Freelancer taking on too much work? Triage first
Freelancer taking on too much work: a calm triage guide to drop, delay, and stagger commitments, then stop the overload from repeating.
5 min read

When you've taken on too much freelance work, triage before you grind: list every commitment, cut or delay the lowest-value ones, and stagger the deadlines you keep. Then prevent the repeat. Decide your real focused hours per day, four to five, not eight, subtract meetings, and only say yes to what fits the hours left.
It's Tuesday morning. Lars, a freelance copywriter, is staring at three projects due the same week: a website copy rewrite, a brand deck, a landing-page build. Then a fourth client emails. "Any chance you have capacity for a quick one this month?" His gut has already typed "sure" before he's opened his calendar. This guide is for that moment, when you're already buried and need a way out, not a pep talk.
List every commitment and score it honestly
Get everything out of your head and onto one list. Every project, every retainer, every admin task, each with an hour estimate and a real deadline next to it. Held in your head, all of it feels equally urgent, which is exactly why nothing gets triaged.
Lars had a recurring retainer with a SaaS client, Peppertext, plus two one-off projects. On paper, fine. On a calendar, they collided into one five-day window. He was short on hours, not skill. He'd just never counted them.
This is the planning fallacy at work. We estimate the best case for each job and quietly forget the last ten times the work ran long. One honest list with numbers breaks the spell. Most freelancers I've watched find their real total runs a third higher than the version in their head.
Decide what to keep, delay, or hand off
Sort the list by two things: what it pays and what it costs you. Keep the work that pays well and matters to the relationship. Delay the flexible pieces. Decline or hand off the rest. The common mistake is trying to keep all of it and hoping the week somehow stretches. It won't.
Watch for sunk cost here. That's the pull to keep a bad-fit project alive because you've already started it, even when finishing it costs more than walking away. Hours already spent are gone either way. Score the project on what it takes from here, not on what you've sunk into it.
Stagger the deadlines that are stacked too close
Spread the due dates so two big projects don't land on the same two days. If three deliverables cluster in one week, move the ones that can move. Ask for the small extension early, while you're still ahead, not the night before it's due. An early, specific date reads as a professional managing a full desk. A late apology reads as someone who lost control.

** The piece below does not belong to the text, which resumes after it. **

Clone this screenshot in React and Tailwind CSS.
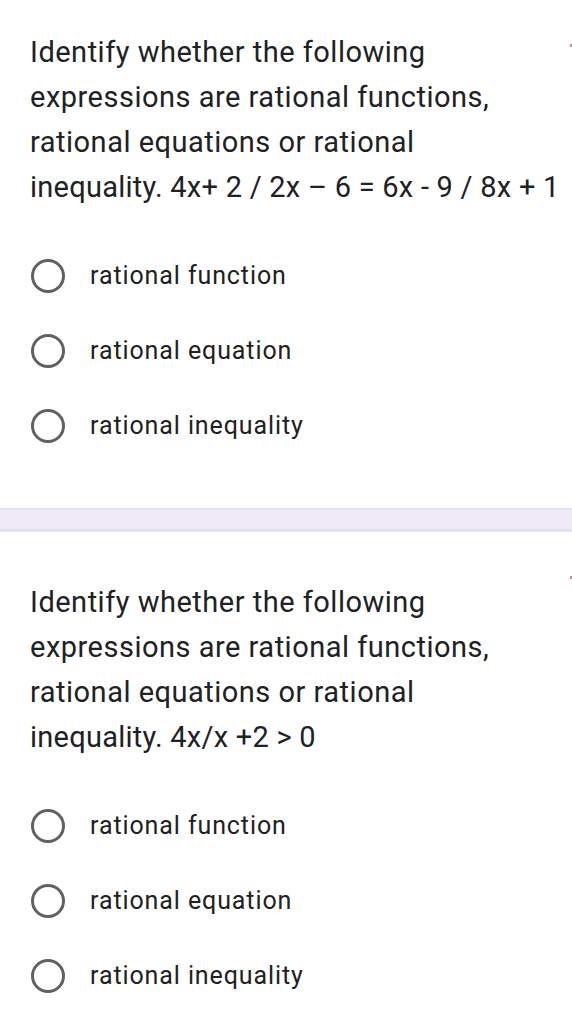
import React from "react";

const opcoes = ["rational function", "rational equation", "rational inequality"];

const Opcao = ({ texto }) => (
  <div className="flex items-center h-[75px]">
    <span className="w-[34px] h-[34px] rounded-full border-[3px] border-[#616161] shrink-0 ml-[31px]" />
    <span className="ml-[25px] text-[25px] tracking-[0.9px] text-[#212121]">{texto}</span>
  </div>
);

const Pergunta = ({ linhas, topo }) => (
  <div className={`relative bg-white px-[30px] ${topo} pb-[45px]`}>
    {/* marca de obrigatório, cortada na borda */}
    <span className="absolute right-0 top-[44px] w-[2px] h-[3px] bg-[#b89a9a]" />
    <p className="text-[29px] leading-[45px] tracking-[0.5px] text-[#202124] whitespace-nowrap">
      {linhas.map((l, i) => (
        <span key={i} className={i === 3 ? "block tracking-[0.25px]" : "block"}>
          {l}
        </span>
      ))}
    </p>
    <div className="mt-[28px] -mx-[30px]">
      {opcoes.map((o) => (
        <Opcao key={o} texto={o} />
      ))}
    </div>
  </div>
);

export default function App() {
  return (
    <div
      className="w-[572px] min-h-[1020px] bg-white overflow-hidden"
      style={{ fontFamily: "Roboto, 'Liberation Sans', sans-serif" }}
    >
      <Pergunta
        topo="pt-[30px]"
        linhas={[
          "Identify whether the following",
          "expressions are rational functions,",
          "rational equations or rational",
          "inequality. 4x+ 2 / 2x – 6 = 6x - 9 / 8x + 1",
        ]}
      />
      {/* faixa separadora */}
      <div className="h-[24px] bg-[#efeaf7] border-t-2 border-b-[3px] border-[#e3e1ea]" />
      <Pergunta
        topo="pt-[48px]"
        linhas={[
          "Identify whether the following",
          "expressions are rational functions,",
          "rational equations or rational",
          "inequality. 4x/x +2 > 0",
        ]}
      />
    </div>
  );
}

If you're not sure how to open that conversation, how to renegotiate a deadline with a client walks through the wording that keeps trust intact.
Have the client conversation, plainly
Offer a specific, realistic later date. "I can deliver the full deck by the 12th" beats a missed early promise every time, because clients plan around dates, not surprises. The mistake runs in two directions: over-apologising until you sound unreliable, or going silent and hoping nobody notices. Both cost more trust than one clear sentence.
Here's the honest limit of any tool, including ours. TaskBerry can show you next week is already full before you reply. It can't have the conversation for you, and it can't make the client accept a later date. It counts the hours you have and stops you over-filling them. It can't magic more hours into existence. The talking is still yours.
Check whether the week is already full before you say yes again
This is the fix that keeps you out of the pile. Before you accept anything new, start from your real capacity. Four to five focused hours a day, not eight. Subtract meetings and admin. Add each committed task's estimate. When the days are full, they're full, and the answer is a later start date or no.
Noor, a freelance designer, learned this the hard way. She said yes to a rush rebrand for a boutique agency, Studio Vlin, on top of two live clients. By Thursday she was working until 11pm and still slipping. The rebrand wasn't the problem. She'd already spent every focused hour of that week before it ever arrived. The gut says yes because the gut can't see the calendar.
You can see how full next week already is before you reply in about a minute, which is the whole point: answer from the calendar, not the reflex. For the deeper habit behind this, how to stop overcommitting as a freelancer covers the patterns that put you here in the first place.
Pick one thing today. Open your calendar, block your real focused hours for this week, and subtract what's already committed. Whatever number is left is the only capacity you actually have to offer. Say yes to that, and not a task more.